The conclusion is that ahead of the next elections, which God willing are not far off, a home must be prepared for the tens, maybe hundreds, of thousands of politically homeless right-wingers who are not defined as "religious". If the National Union is able to refashion its public image and address that challenge, then that's good. If not, then there will be no alternative but to create a new right-wing party with a more general Israeli image, in place of the collapsed Likud.



People to serve as the ideological leadership seed group exist in abundance. Just read the variety of people writing opinion columns in the right-wing press - Makor Rishon, B'Sheva, Nativ, Nekuda, Arutz Sheva on the Internet, etc., etc.
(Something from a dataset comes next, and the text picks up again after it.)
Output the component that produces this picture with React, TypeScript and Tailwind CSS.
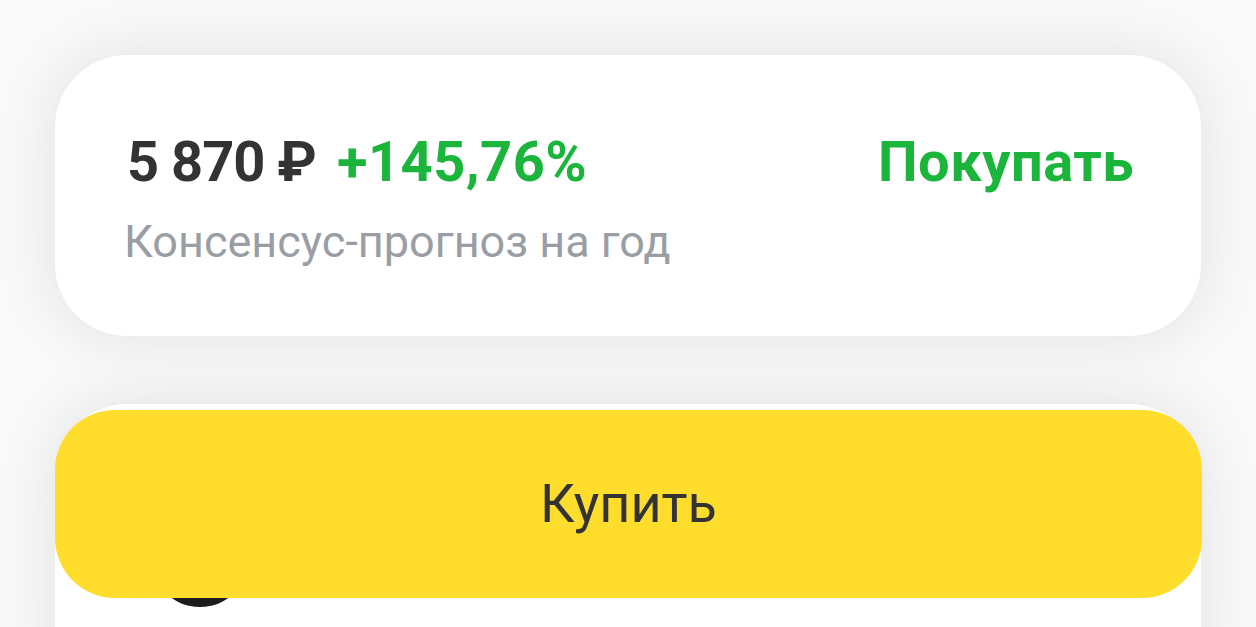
import React from 'react';

const font = { fontFamily: 'Roboto, "Noto Sans", sans-serif' };

function App() {
  return (
    <div className="relative h-[627px] overflow-hidden bg-[#f9f9f9] px-[55px] pt-[55px]" style={font}>
      {/* Forecast card */}
      <div className="flex h-[281px] flex-col rounded-[72px] bg-white pl-[72px] pr-[67px] pt-[79px] shadow-[0_0_60px_rgba(0,0,0,0.1)]">
        <div className="flex items-center justify-between">
          <div className="flex items-center gap-[21px] text-[56px] font-bold leading-none">
            <span className="tracking-[-1px] text-[#333333]">5 870 ₽</span>
            <span className="tracking-[0.5px] text-[#1cb53c]">+145,76%</span>
          </div>
          <span className="text-[56px] font-bold leading-none tracking-[0.5px] text-[#1cb53c]">Покупать</span>
        </div>
        <p className="ml-[-3px] mt-[29px] text-[45px] leading-none text-[#999da4]">Консенсус-прогноз на год</p>
      </div>

      {/* Next card, under the buy button */}
      <div className="mt-[68px] h-[300px] rounded-[72px] bg-white px-[95px] pt-[103px] shadow-[0_0_60px_rgba(0,0,0,0.1)]">
        <div className="flex items-center gap-[70px]">
          <div className="h-[100px] w-[100px] rounded-full bg-[#1d1d1f]" />
          <span className="text-[46px] leading-none text-[#333333]">Тинькофф Пульс</span>
        </div>
      </div>

      {/* Sticky buy button */}
      <button className="absolute left-[55px] right-[54px] top-[410px] flex h-[188px] items-center justify-center rounded-[60px] bg-[#ffdd2d] text-[54px] leading-none text-[#333333]">
        Купить
      </button>
    </div>
  );
}

export default App;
We have a justifiable aversion to the tendency to divide again and again. But sometimes, it is too much, as we saw with the unification of the National Union and the National Religious Party, which lost seats rather than adding them. In this case, however, we are not speaking of division, but of its opposite, of collecting the shards. The "Big Bang" at Sharon's ranch scattered the right-wingers to all corners; the task of the hour is to collect them.



Someone must arise, take the initiative and reconstitute the Israeli Right; not only because there are a lot of orphans out there who are in search of a political home, father and mother, but more importantly, because the Left is on its way, God forbid, to ruin the state. And it is the state that urgently needs a strong, clean Right simply in order to survive.